ただもうこの世界を思い、他者を思うということ、それが人間を生かし、死との和解を成り立たせている。原始人は、現代人のように自分の人生や未来をあれこれ思いを巡らしていたわけではない。縄文人はそんなレベルでターミナルケアをしていたわけではないし、現代人はそんなレベルでターミナルケアを考えながらいつまでたってもブレイクスルーの方向を見つけられないでいる。
まあ今どきのように、介護する人間は恩に着せるし、介護される老人は何をしてもらえるかということばかり要求する関係になっているのであれば、ターミナルケアなど考えるのもばかばかしい話で、神や霊魂や死後の世界や生まれ変わりという概念でさっさと解決してしまう方がりこうというものだ。
そういう世の中だから、「縄文人は霊魂が股ぐらから入ってきて妊娠すると思っていた」などというどうしようもなく下品で薄っぺらな思考が横行する。

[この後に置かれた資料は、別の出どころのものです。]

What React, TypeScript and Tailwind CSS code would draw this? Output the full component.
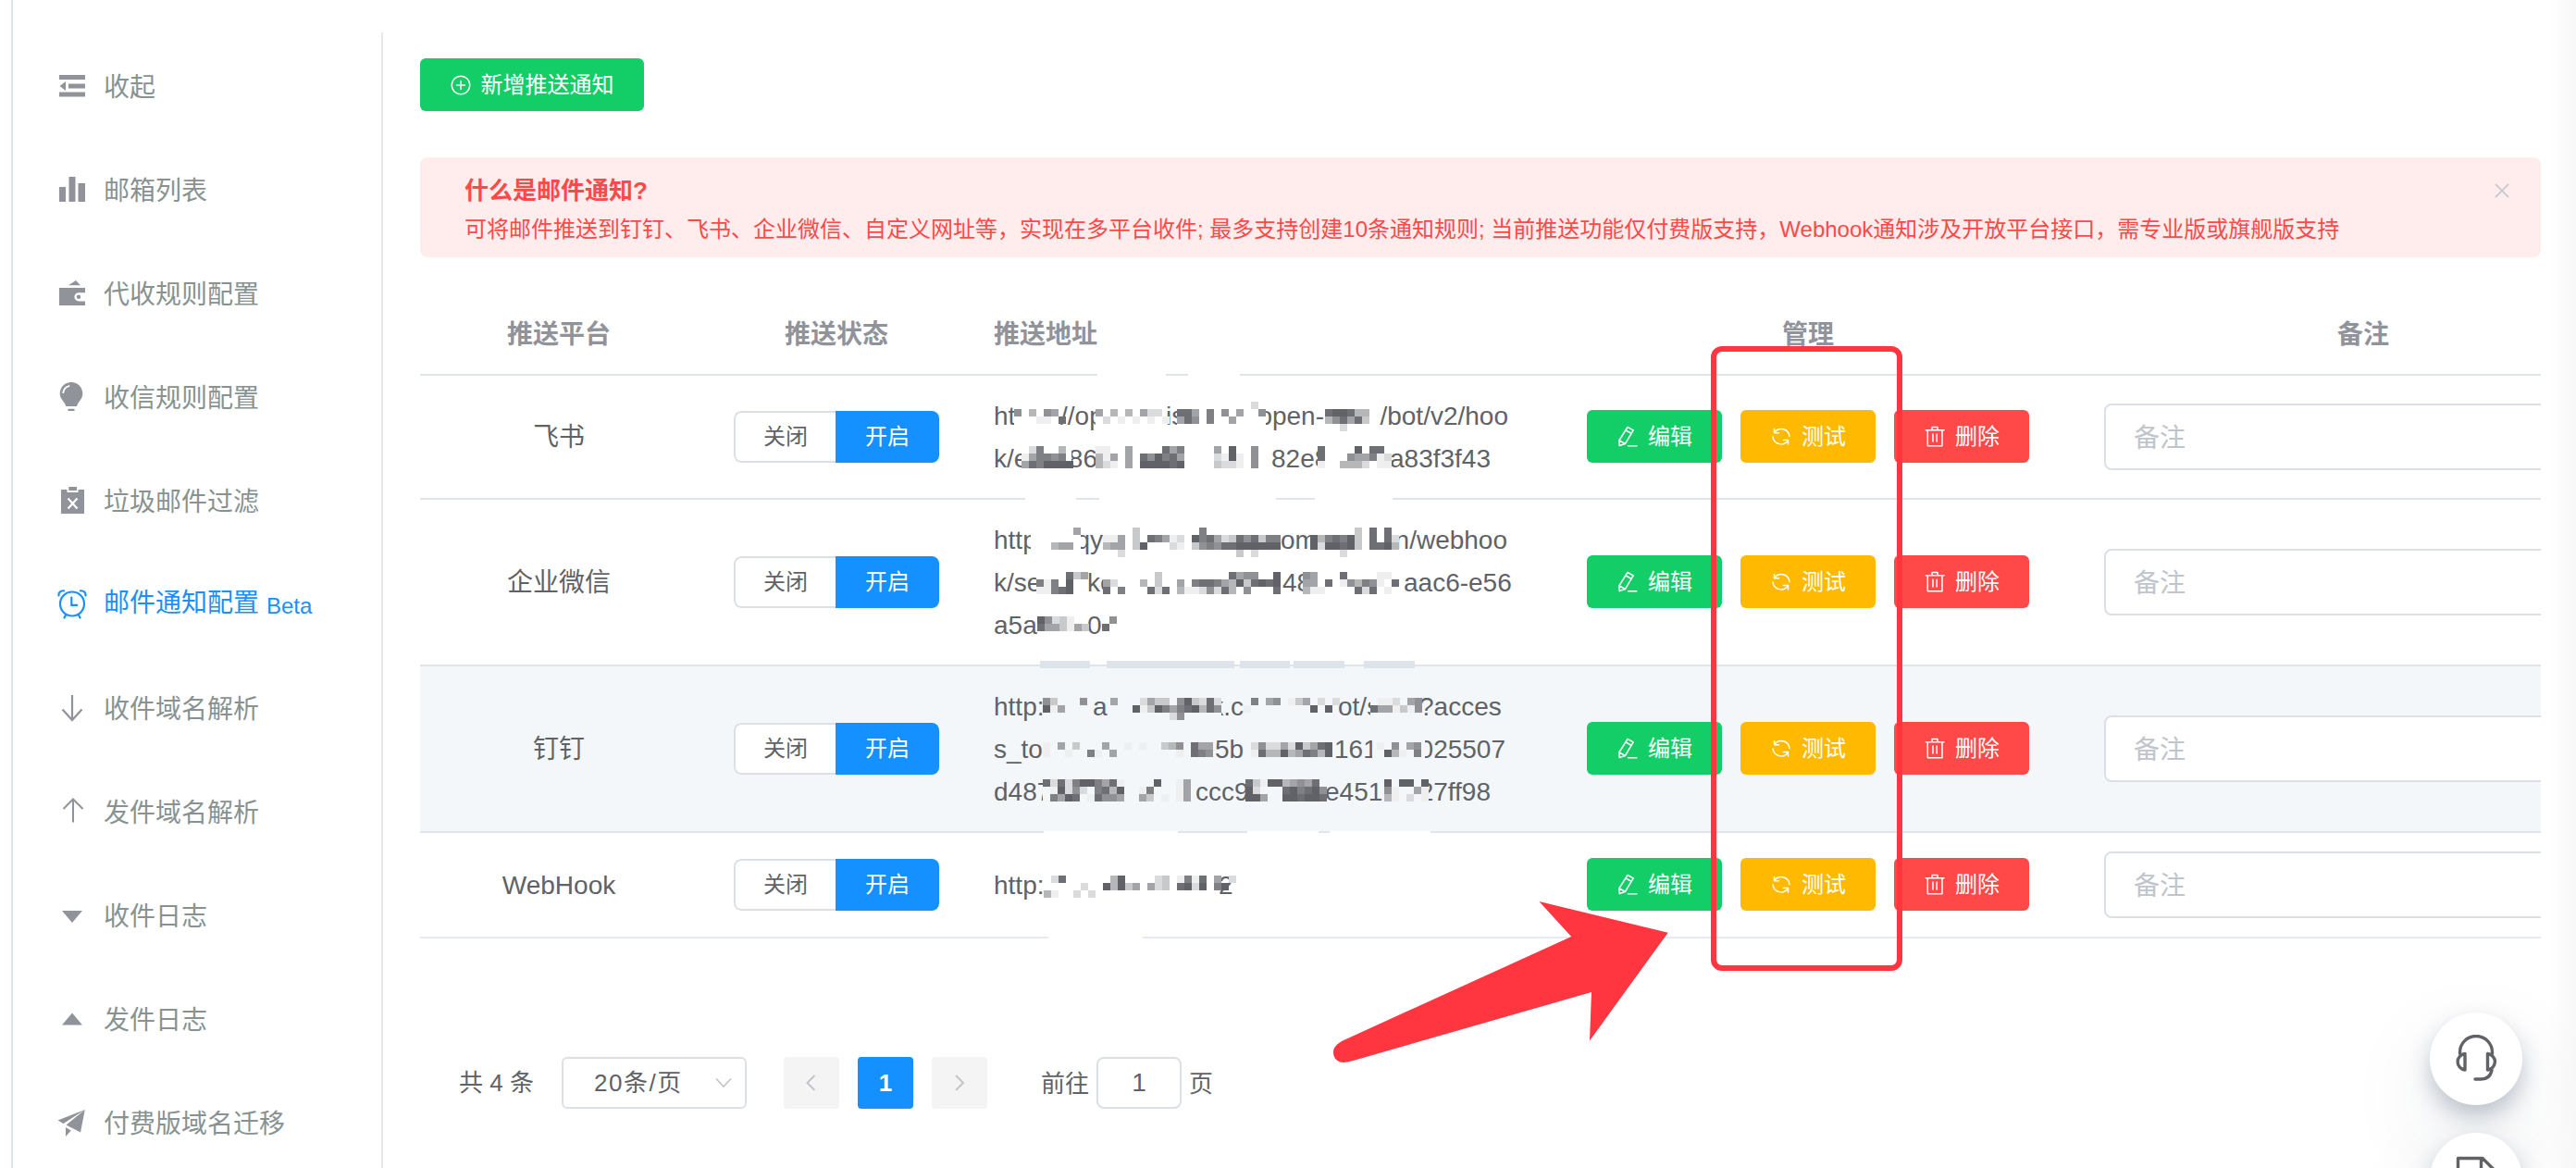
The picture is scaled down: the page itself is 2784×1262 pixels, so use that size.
import type { ReactNode } from 'react';

type Mosaic = { w: number; rows: string[]; dx?: number };
type Chunk = { w: number; text: string; end?: boolean } | Mosaic;

interface UrlLine {
  top: number;
  chunks: Chunk[];
}

interface Channel {
  name: string;
  height: string;
  active?: boolean;
  border: string;
  lines: UrlLine[];
  // [left, width] of the smudges on the bottom border, measured from the address cell
  smudges: [number, number][];
  smudge: string;
}

const SHADES = ['', '#efeff0', '#dadbdc', '#c8c9cb', '#b6b7b9', '#a3a4a7', '#909194', '#7e8084', '#6d6f74', '#606267'];

const channels: Channel[] = [
  {
    name: '飞书',
    height: 'h-[134px]',
    border: 'border-[#dfe5ea]',
    lines: [
      {
        top: 8,
        chunks: [
          { w: 22, text: 'ht' },
          { w: 50, rows: ['', '6.4.65.', '...11.8'] },
          { w: 38, text: '//op' },
          { w: 76, rows: ['', '5.4.4.522.', '.2.1.1.1.1'] },
          { w: 12, text: 'is' },
          { w: 96, rows: ['..........2', '885.7.6.5..6', '586.7..5....'] },
          { w: 63, text: 'open-', end: true },
          { w: 58, dx: 1, rows: ['', '899844', '468583', '..2...'] },
          { w: 141, text: '/bot/v2/hoo', end: true },
        ],
      },
      {
        top: 10,
        chunks: [
          { w: 30, text: 'k/e' },
          { w: 54, rows: ['.27..4.', '157767.', '5879999'] },
          { w: 28, text: '86', end: true },
          { w: 188, dx: -2, rows: ['11..5....857....5.9..6', '415.5.869785....2191.6', '421.5.999989....3221.6'] },
          { w: 52, text: '82e8' },
          { w: 76, dx: -2, rows: ['8....9.88.', '8...655712', '1..4442.11'] },
          { w: 130, text: 'a83f3f43' },
        ],
      },
    ],
    smudges: [[54, 55], [134, 191], [367, 84]],
    smudge: 'bottom-[-2px] h-[2px] bg-white',
  },
  {
    name: '企业微信',
    height: 'h-[180px]',
    border: 'border-[#dfe5ea]',
    lines: [
      {
        top: 10,
        chunks: [
          { w: 40, text: 'http' },
          { w: 54, dx: -2, rows: ['......5', '', '...455'] },
          { w: 24, text: 'qy', end: true },
          { w: 192, rows: ['....3........7', '115.3.87512.978523868377', '455.39...21.367688999999', '..2...............3.2'] },
          { w: 32, text: 'om' },
          { w: 95, rows: ['......3.8.8.', '9478793.8.82', '9299893.8894', '....2'] },
          { w: 118, text: 'n/webhoo', end: true },
        ],
      },
      {
        top: 12,
        chunks: [
          { w: 46, text: 'k/se' },
          { w: 55, rows: ['....835', '717.9..', '11789..'] },
          { w: 17, text: 'ke' },
          { w: 194, rows: ['.......3.........8566..9', '52...4.3..5.788754938989', '8.7...828.41126284.6...8'] },
          { w: 24, text: '48' },
          { w: 107, dx: -2, rows: ['65...8....11', '55.8.164761.8', '411....828.1'] },
          { w: 118, text: 'aac6-e56' },
        ],
      },
      {
        top: 14,
        chunks: [
          { w: 48, text: 'a5af' },
          { w: 53, dx: -1, rows: ['96231..', '8553153'] },
          { w: 16, text: '0' },
          { w: 16, rows: ['.6', '8.'] },
        ],
      },
    ],
    smudges: [[70, 54], [142, 138], [286, 54], [344, 55], [420, 55]],
    smudge: 'bottom-[-4px] h-[8px] bg-[#dde5eb]',
  },
  {
    name: '钉钉',
    height: 'h-[180px]',
    active: true,
    border: 'border-[#dfe5ea]',
    lines: [
      {
        top: 14,
        chunks: [
          { w: 53, text: 'http:' },
          { w: 54, rows: ['63...6', '915...'] },
          { w: 17, text: 'ap' },
          { w: 122, dx: 2, rows: ['5...2533.693282', '...913975789486', '........26'] },
          { w: 24, text: 'k.c', end: true },
          { w: 102, rows: ['.7.56.135.2.2', '1........9.9'] },
          { w: 35, text: 'ot/s' },
          { w: 53, rows: ['.112.56', '8551316'] },
          { w: 100, text: '?acces' },
        ],
      },
      {
        top: 16,
        chunks: [
          { w: 53, text: 's_to' },
          { w: 186, rows: ['1.5.3...5..1.1..346.855', '1..1..71.5........1.876'] },
          { w: 32, text: '5b' },
          { w: 97, dx: 7, rows: ['26225293589', '18449458749'] },
          { w: 41, text: '161' },
          { w: 57, dx: 5, rows: ['1.6.56', '.941.7'] },
          { w: 87, text: '025507', end: true },
        ],
      },
      {
        top: 10,
        chunks: [
          { w: 53, text: 'd487' },
          { w: 165, rows: ['82827997581....9..15', '.19262.7849..17...15', '.7598.18665..53.1.15'] },
          { w: 54, text: 'ccc9' },
          { w: 86, rows: ['8319945658.', '92...897896', '995..998998'] },
          { w: 62, text: 'e451' },
          { w: 50, dx: 2, rows: ['9.99.9', '61..51', '41.2.1'] },
          { w: 67, text: '27ff98', end: true },
        ],
      },
    ],
    smudges: [[74, 145], [294, 77], [383, 109]],
    smudge: 'bottom-[-2px] h-[2px] bg-white',
  },
  {
    name: 'WebHook',
    height: 'h-[114px]',
    border: 'border-[#e6eaf5]',
    lines: [
      {
        top: 13,
        chunks: [
          { w: 55, text: 'http:' },
          { w: 188, dx: -1, rows: ['.28......49....23.1718.5.2', '.....2..94935.523.8929.79', '41..2.2'] },
          { w: 16, text: '2' },
        ],
      },
    ],
    smudges: [[79, 102]],
    smudge: 'bottom-[-2px] h-[2px] bg-white',
  },
];

// Sits above the neighbouring text, so the letters run underneath it
function MosaicBlock({ w, rows, dx = 0, top }: Mosaic & { top: number }) {
  return (
    <svg
      className="relative z-10 shrink-0 overflow-visible bg-inherit"
      width={w}
      height={46}
      shapeRendering="crispEdges"
    >
      {rows.map((row, y) =>
        row.split('').map((c, x) =>
          c === '.' ? null : (
            <rect key={`${x}-${y}`} x={dx + x * 8} y={top + y * 8} width={8} height={8} fill={SHADES[Number(c)]} />
          ),
        ),
      )}
    </svg>
  );
}

function Address({ line }: { line: UrlLine }) {
  return (
    <div className="flex h-[46px] bg-inherit leading-[48px]">
      {line.chunks.map((chunk, i) =>
        'text' in chunk ? (
          <span
            key={i}
            className={`flex shrink-0 whitespace-nowrap ${chunk.end ? 'justify-end' : ''}`}
            style={{ width: chunk.w }}
          >
            {chunk.text}
          </span>
        ) : (
          <MosaicBlock key={i} {...chunk} top={line.top} />
        ),
      )}
    </div>
  );
}

function Glyph({ children }: { children: ReactNode }) {
  return (
    <svg className="size-8 shrink-0" viewBox="0 0 32 32" fill="currentColor">
      {children}
    </svg>
  );
}

function LineGlyph({ children }: { children: ReactNode }) {
  return (
    <svg
      className="size-6 shrink-0"
      viewBox="0 0 24 24"
      fill="none"
      stroke="currentColor"
      strokeWidth="1.5"
      strokeLinejoin="round"
      strokeLinecap="round"
    >
      {children}
    </svg>
  );
}

const menu: { label: string; beta?: boolean; icon: ReactNode }[] = [
  {
    label: '收起',
    icon: <path d="M2 4h28v5H2zM12 13.5h18v5H12zM2 22.5h28v5H2zM2.5 16l6.5-5v10z" />,
  },
  {
    label: '邮箱列表',
    icon: <path d="M2 13h7v16H2zM12.5 2h7v27h-7zM22.5 9h7.5v20h-7.5z" />,
  },
  {
    label: '代收规则配置',
    icon: (
      <>
        <path d="M12 7.2L20 2l5 5.2zM2 10h28v5.2h-7a4.6 4.6 0 000 9.2h7V29H2z" />
        <circle cx="23" cy="19.8" r="2.2" />
      </>
    ),
  },
  {
    label: '收信规则配置',
    icon: (
      <>
        <path d="M15 0c7 0 12.3 5.300 12.300 12.300 0 6-4.600 8.200-6.300 13.700H9.300C7.600 20.500 2.700 18.300 2.700 12.300 2.700 5.300 8 0 15 0zM11.500 28.800h7V31h-7z" />
        <path d="M6.200 12c.4-4.500 3-7.300 7-8.200" fill="none" stroke="white" strokeWidth="1.800" />
      </>
    ),
  },
  {
    label: '垃圾邮件过滤',
    icon: (
      <>
        <path d="M4 4h6.500v3h12V4H29v26H4zM12.300 1h8.700v4h-8.700z" />
        <path d="M11.500 13.500l10 11M21.500 13.500l-10 11" stroke="white" strokeWidth="2.200" />
      </>
    ),
  },
  {
    label: '邮件通知配置',
    beta: true,
    icon: (
      <g fill="none" stroke="currentColor" strokeWidth="2.2" strokeLinecap="round">
        <circle cx="16" cy="15.500" r="13" />
        <path d="M15.300 8.500v8.300h6M1.500 6.500C1 3.500 3.500 1 7 1.300M30.500 6.500C31 3.500 28.500 1 25 1.300M9 27.500L7.500 30.500M23 27.500l1.500 3" />
      </g>
    ),
  },
  {
    label: '收件域名解析',
    icon: <path d="M16 2v27M5.500 17.500L16 29l10.500-11.500" fill="none" stroke="currentColor" strokeWidth="2.200" />,
  },
  {
    label: '发件域名解析',
    icon: <path d="M17 27.500V2.500M6.500 13L17 2.500 27.500 13" fill="none" stroke="currentColor" strokeWidth="2" />,
  },
  { label: '收件日志', icon: <path d="M5 11h22L16 24z" /> },
  { label: '发件日志', icon: <path d="M5 22.500h22l-11-13z" /> },
  {
    label: '付费版域名迁移',
    icon: <path d="M.5 13.500L29.800 2 6.500 17zM29.800 2L25 26.500 9.500 18.500zM9 21l5.800 3.500L9 31z" />,
  },
];

function Sidebar() {
  return (
    <aside className="w-[400px] shrink-0 pl-12 pt-[37px]">
      {menu.map(({ label, beta, icon }) => (
        <div
          key={label}
          className={`flex h-28 items-center gap-[18px] text-[28px] ${beta ? 'text-[#1890ff]' : 'text-[#909399]'}`}
        >
          <Glyph>{icon}</Glyph>
          <span className={beta ? 'flex pt-px leading-[42px]' : 'pt-[3px] text-[#879291]'}>
            {label}
            {beta && <span className="ml-2 pt-[3px] text-2xl leading-[42px]">Beta</span>}
          </span>
        </div>
      ))}
    </aside>
  );
}

function ActionButton({ color, icon, label }: { color: string; icon: ReactNode; label: string }) {
  return (
    <button className={`flex h-[57px] w-[146px] items-center justify-center gap-[10px] rounded-md text-2xl text-white ${color}`}>
      <LineGlyph>{icon}</LineGlyph>
      {label}
    </button>
  );
}

function Alert() {
  return (
    <div className="mt-[50px] flex h-[108px] justify-between rounded-lg bg-[#ffecec] pl-12 pr-[34px] pt-[17px] text-[#ff4949]">
      <div>
        <p className="text-[26px] font-bold leading-[38px]">什么是邮件通知?</p>
        <p className="mt-[3px] whitespace-nowrap text-2xl leading-10">
          可将邮件推送到钉钉、飞书、企业微信、自定义网址等，实现在多平台收件; 最多支持创建10条通知规则; 当前推送功能仅付费版支持，Webhook通知涉及开放平台接口，需专业版或旗舰版支持
        </p>
      </div>
      <svg className="mt-[11px] size-4" viewBox="0 0 16 16" stroke="#c0c4cc" strokeWidth="1.6">
        <path d="M1 1l14 14M15 1L1 15" />
      </svg>
    </div>
  );
}

const COLUMNS = 'grid grid-cols-[300px_300px_600px_600px_600px]';

function ChannelRow({ row }: { row: Channel }) {
  return (
    <div className={`${COLUMNS} ${row.height} items-center border-b-2 ${row.border} ${row.active ? 'bg-[#f3f7fa]' : 'bg-white'}`}>
      <div className="pt-[2px] text-center">{row.name}</div>
      <div className="flex justify-center text-2xl">
        <div className="flex h-14 w-[222px] overflow-hidden rounded-lg">
          <span className="flex w-[110px] items-center justify-center rounded-l-lg border-2 border-r-0 border-[#dcdfe6] bg-white">
            关闭
          </span>
          <span className="flex w-[112px] items-center justify-center bg-[#1490ff] text-white">开启</span>
        </div>
      </div>
      <div className="relative flex h-full flex-col justify-center bg-inherit pl-5">
        {row.lines.map((line, i) => (
          <Address key={i} line={line} />
        ))}
        {row.smudges.map(([left, width]) => (
          <i key={left} className={`absolute z-10 ${row.smudge}`} style={{ left, width }} />
        ))}
      </div>
      <div className="flex justify-center gap-5 pb-px">
        <ActionButton
          color="bg-[#13ce66]"
          label="编辑"
          icon={<path d="M3.200 21.500L2.800 16 12 1.500l6.200 3.300L9.400 19.500zM10.200 5l6 3.400M3 15.800l6.400 3.700M12.500 21.700h9.300" />}
        />
        <ActionButton
          color="bg-[#ffba00]"
          label="测试"
          icon={<path d="M4.500 3.600v4.200h5M4.700 7.600A8.900 8.900 0 0121 11.500M19.500 20v-4.400h-5M19.300 15.800A8.900 8.900 0 013 12" />}
        />
        <ActionButton
          color="bg-[#ff4949]"
          label="删除"
          icon={<path d="M2.300 4.700h19.700M4.300 4.700v17h15.700v-17M9 4.500V1.600h6v2.900M10 9v8M14.200 9v8" />}
        />
      </div>
      <div className="px-5">
        <div className="flex h-[72px] items-center rounded-lg border-2 border-[#dcdfe6] bg-white pl-[30px] pt-[3px] text-[#c0c4cc]">
          备注
        </div>
      </div>
    </div>
  );
}

function ChannelTable() {
  return (
    <div className="mt-[38px] overflow-hidden text-[28px] text-[#606266]">
      <div className={`${COLUMNS} h-[90px] items-center border-b-2 border-[#dfe5ea] pt-[3px] text-center font-bold text-[#909399]`}>
        <div>推送平台</div>
        <div>推送状态</div>
        <div className="relative flex h-full items-center pl-5">
          推送地址
          <i className="absolute bottom-[-2px] left-[132px] h-[2px] w-[74px] bg-white" />
          <i className="absolute bottom-[-2px] left-[230px] h-[2px] w-14 bg-white" />
        </div>
        <div>管理</div>
        <div>备注</div>
      </div>
      {channels.map((row) => (
        <ChannelRow key={row.name} row={row} />
      ))}
    </div>
  );
}

function Pagination() {
  return (
    <div className="mt-32 flex h-14 items-center pl-[42px] text-[26px] text-[#606266]">
      <span className="w-[111px]">共 4 条</span>
      <div className="flex h-14 w-[200px] items-center justify-between rounded-md border-2 border-[#dcdfe6] pl-[33px] pr-[14px]">
        <span className="tracking-[1.5px]">20条/页</span>
        <svg className="h-3 w-[18px]" viewBox="0 0 18 12" fill="none" stroke="#c0c4cc" strokeWidth="1.6">
          <path d="M1 1.500l8 8.500 8-8.500" />
        </svg>
      </div>
      <div className="ml-10 flex gap-5">
        <button className="flex h-14 w-[60px] items-center justify-center rounded bg-[#f4f4f5]">
          <svg className="h-[18px] w-3" viewBox="0 0 12 18" fill="none" stroke="#c0c4cc" strokeWidth="2">
            <path d="M9.500 1L1.500 9l8 8" />
          </svg>
        </button>
        <button className="h-14 w-[60px] rounded bg-[#1490ff] font-bold text-white">1</button>
        <button className="flex h-14 w-[60px] items-center justify-center rounded bg-[#f4f4f5]">
          <svg className="h-[18px] w-3" viewBox="0 0 12 18" fill="none" stroke="#c0c4cc" strokeWidth="2">
            <path d="M2 1l8 8-8 8" />
          </svg>
        </button>
      </div>
      <span className="ml-[58px] pt-0.5">前往</span>
      <span className="ml-2 flex h-14 w-[92px] items-center justify-center rounded-lg border-2 border-[#dcdfe6] text-[28px]">
        1
      </span>
      <span className="ml-2 pt-0.5">页</span>
    </div>
  );
}

function FloatingTools() {
  const round =
    'flex size-[100px] items-center justify-center rounded-full bg-white text-[#606266] shadow-[0_12px_24px_rgba(40,60,90,0.28),0_40px_100px_rgba(40,60,90,0.1)]';

  return (
    <div className="absolute left-[2626px] top-[1094px] flex flex-col gap-[30px]">
      <div className={round}>
        <svg className="size-[52px]" viewBox="0 0 52 52" fill="none" stroke="currentColor" strokeWidth="3.4" strokeLinecap="round" strokeLinejoin="round">
          <path d="M8.500 20.500v-1.500a17.500 17.500 0 0135 0v1.500M14 20.500v17.500A8.800 8.800 0 0114 20.500zM38.500 20.500v17.500a8.800 8.800 0 000-17.500zM43 38.500c-1.500 6.500-6 9.500-11.500 9.500H25" />
        </svg>
      </div>
      <div className={round}>
        <svg className="size-[52px]" viewBox="0 0 52 52" fill="none" stroke="currentColor" strokeWidth="3.4" strokeLinejoin="round">
          <path d="M6.500 3.500h26.500l13 13V49H6.500zM31.500 3.500V18H46" />
        </svg>
      </div>
    </div>
  );
}

function Annotations() {
  return (
    <>
      <div className="absolute left-[1849px] top-[374px] h-[675px] w-[207px] rounded-xl border-[6px] border-[#ff3540]" />
      <svg className="absolute left-[1430px] top-[960px]" width="390" height="200" fill="#ff3540">
        <path d="M372.700 47.700L233.400 14l34.800 38L22.700 163.700C14 168 11 172 11 177c0 8 7 12.500 15 10.500L32.500 186 290 112l-2 52.500z" />
      </svg>
    </>
  );
}

export default function App() {
  return (
    <div className="relative flex h-[1262px] w-[2784px] overflow-hidden bg-white font-['Liberation_Sans','Noto_Sans_CJK_SC',sans-serif] leading-normal">
      <div className="ml-3 w-[2px] shrink-0 bg-[#dde4ee]" />
      <Sidebar />
      <div className="mt-[35px] -ml-[2px] w-[2px] shrink-0 bg-[#e6e7ea]" />
      <main className="ml-10 w-[2292px] shrink-0 pt-[63px]">
        <button className="flex h-[57px] w-[242px] items-center justify-center gap-[9px] rounded-md bg-[#13ce66] text-2xl text-white">
          <LineGlyph>
            <circle cx="11" cy="12" r="9.800" />
            <path d="M11 7.500v9M6.500 12h9" />
          </LineGlyph>
          新增推送通知
        </button>
        <Alert />
        <ChannelTable />
        <Pagination />
      </main>
      <div className="ml-2 flex-1 bg-linear-to-r from-white to-[#f8f8f8]" />
      <FloatingTools />
      <Annotations />
    </div>
  );
}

縄文人の心模様や死生観は、そういう作為性を削ぎ落としたところで生成していた。
神だの霊魂だの死後の世界だの生まれ変わりだのと合唱している自意識過剰な連中には、縄文人がかみしめていた人が人に寄り添っていることに対する切実な思いや「別れのかなしみ」など死んでもわからないことだろう。